Pranab Sen, Tata Institute of Fundamental Research
Consider the n-dimensional vector space over complex numbers. The usual norm that one puts on it is the Euclidean or l_2 norm. However, one can consider other norms on this space, for example, the l_1 norm.
A fundamental theorem by Dvoretzky states that for any norm on the n-dimensional space, there exists a subspace of suitably large dimension wherein the norm approximately looks like a scaled version of the l_2 norm. Another way of stating Dvoretzky's theorem is that any centrally symmetric convex body contains a suitably large section
that looks almost spherical. The subject of norm embeddings is to find suitably high dimensional almost Euclidean subspaces of normed spaces.
By quantising a classical l_2 to l_1 norm embedding algorithm of Indyk, we come up with a small set of unitary transformations such that for any pure state in n-dimensional space, its image under most of these unitaries is almost a flat superposition, that is, has l_1 norm close to sqrt{n}. These unitaries are explicit in the sense that given its index, the unitary can be implemented using polylog(n) gates. This small set of unitaries can be thought of as an explicit uncertainty relation, since for any quantum state, applying a typical unitary from this set and measuring it gives an almost uniform probability distribution.

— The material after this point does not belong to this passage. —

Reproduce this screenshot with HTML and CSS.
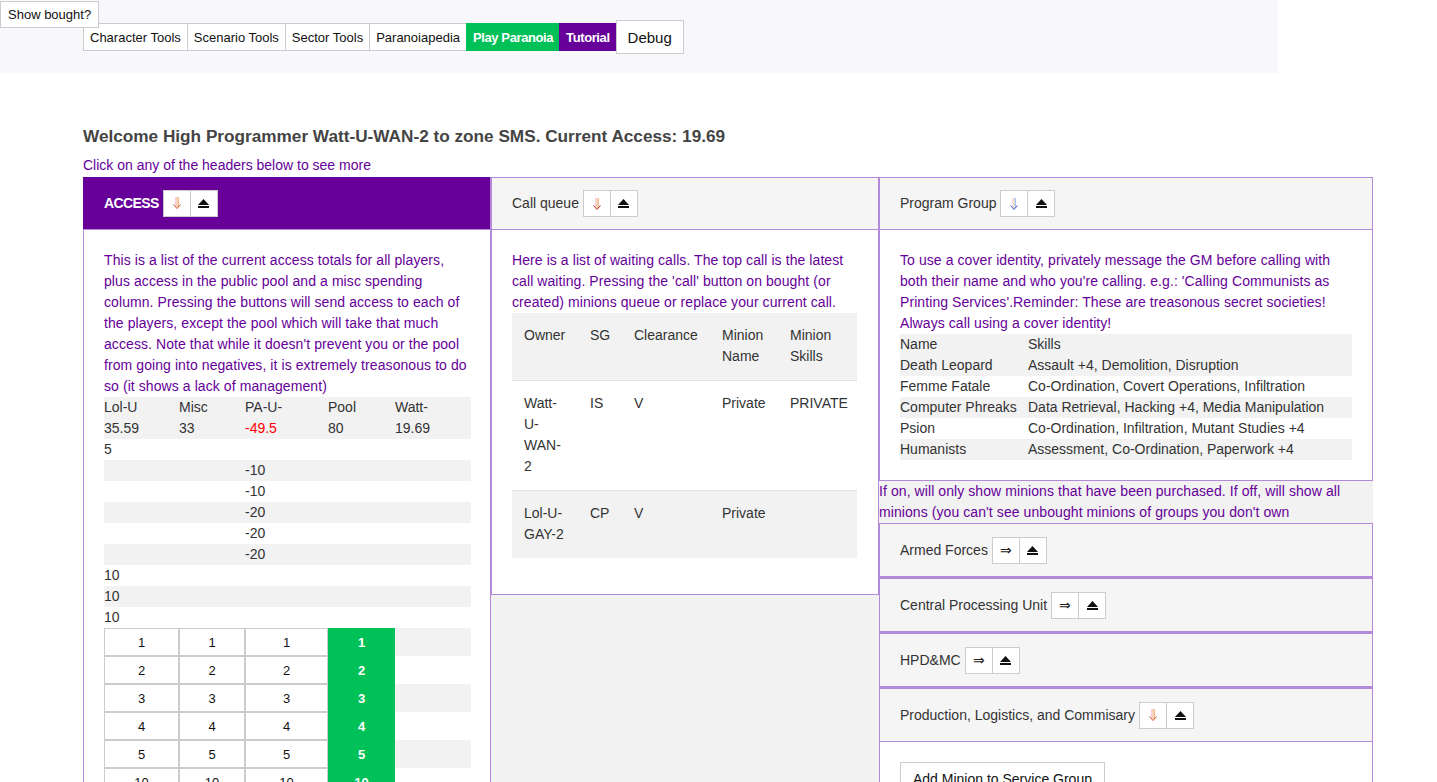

Such an uncertainty relation with a small set of unitaries has several applications to quantum information. The most important application is that we get the first known efficient algorithm for locking classical information in a quantum state using a very small classical key. In other words, we can efficiently encode k classical bits into 2k qubits with O(log k) classical bits of key such that any party that can measure only the encoded quantum message learns almost nothing about the original classical message from the measurement result, but a party that has access to the encoded quantum message as well as the classical key can recover the original classical message exactly.
This is joint work with Omar Fawzi and Patrick Hayden.